En nuestra columna anterior alertábamos sobre la inconveniencia de intentar resolver el problema de la delincuencia y su consiguiente carga de violencia en el país a través de más violencia, ahora ejercida por el Estado.
Seguimos pensando que no es un asunto de represión sino muchísimo mas complejo. Control no es represión aunque lo parezca. Su solución requiere respuestas interdisciplinarias y la participación de todos aunque los niveles de responsabilidad y acción no sean los mismos. Es importante debatir a todos los niveles, institucionales o no, públicos y privados, académicos, comunales, gobierno y oposición, si esperamos que el miedo al miedo no se imponga.
Pienso en “Ciudad de Dios”, película brasileña cuyo tema es la violencia dentro de una favela, permeada como cualquier comunidad por un sistema de relaciones que la define: la familiar y vecinal, la de delincuentes adultos distribuidores de la droga, quienes van siendo sustituidos sin mucho preámbulo y con pasaporte a la muerte por los jóvenes a quienes incorporaron como sus segundos a bordo, losque a su vez son eliminados por los niños que los tenían como sus héroes. Me impactó por el tema y el juego de las cámaras que producen vértigo visual. La recuerdo cuando leo a Alejandro Moreno quien afirma con la autoridad que le otorga su investigación sobre el tema, que no tenemos tantos delincuentes en el país como pensamos sino grupos de jóvenes que se manejan con una especie código de la muerte. Con armas, capacidad de movilización, facilidades para delinquir y total impunidad pues no son controlados. Les impulsa una motivación banal, desarrollan sus propios valores en los que la violencia viene a ser una forma de vida. “Saben lo que hacen, quieren lo que hacen y lo comparten todos. Todos tienen el mismo punto de vista.”Y la muerte es una actividad cotidiana.
El “desorden” de sus conductas es réplica del desorden social. Familias disfuncionales con padre ausente más la figura materna abandonante o cruel sin la influencia de la escuela como referencia de vida, ni de valores porque éstos son signos vacíos de contenido y ejemplo. Quienes acusan a los medios de fomentar actitudes violentas, olvidan que cuando se aprendió desde niño a discriminar entre el bien y el mal, lo correcto o no, lo solidario o insolidario y a pensar sobre la consecuencias de las elecciones y actuaciones, podrá decidir sobre lo que desea ser y distinguirá una película de la realidad, porque ésta no funciona como sustituta de la educación familiar, escolar ni social.

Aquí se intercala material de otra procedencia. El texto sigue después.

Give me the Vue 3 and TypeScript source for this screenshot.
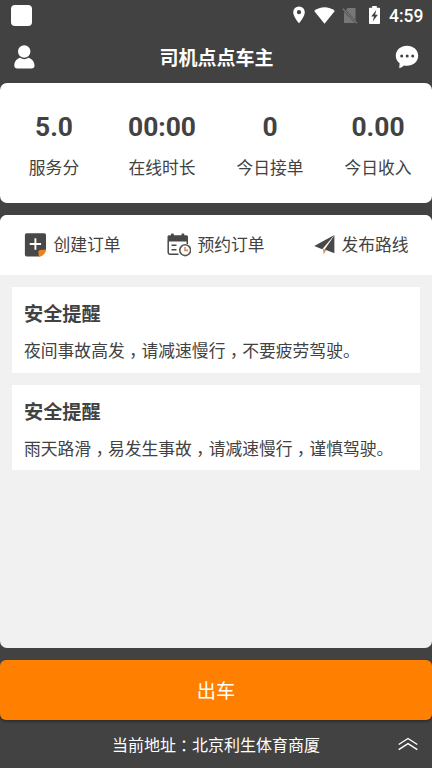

“Que ése era su trabajo”, le escribió el joven delincuente a su víctima, a la que acababa de robar el carro y negociaba su rescate. “Que hoy ya no se puede creer en nadie”, acotó, porque incluso a él, “una mujer le había robado con un pistolón veinte mil bolívares, que la calle estaba dura y había que cuidarse”… Todo escrito con una ortografía digna de Trucutú y una ausencia total del sentido de lo incorrecto, de lo inmoral, de lo indebido y una concepción de la victima, como si en lugar de ser una persona es un objeto a ser utilizado. En fin, como quien se considera parte del aparato productivo y sufre y padece como el resto de los mortales cuando sale a “trabajar”.
La descomposición social alcanza todos los niveles. En todas las clases sociales la ética se parece al chicle y el compromiso social es un asunto para los demás. Se “naturalizó” como parte del ejercicio del poder, el desvío de recursos del Estado a cuentas particulares, así como la violación del estado de derecho, lo cual nos deja indefensos frente a los abusos. La penetración del narcotráfico en las altas esferas militares es secreto a voces, así como su complicidad en el contrabando de alimentos y gasolina.
Ha de discutirse la descomposición de los cuerpos policiales. Para unos cuantos de sus miembros no hay diferencia entre representar la ley y delinquir y para otros, no vale la pena denunciar tales casoso corren riesgos si los “azotes” son sus vecinos de barriada. ¿Complejo, verdad? Muchísimo, pero vale la pena quitarnos esta congoja que nos salta cada vez que comprobamos que dejamos de ser mejores personas, al volvernos desconfiados, insolidarios e indiferentes o al sentir que el miedo a la muerte gratuita no es gratuito. En fin, porque cada día dejamos de ver la belleza de este país y de los que no somos delincuentes.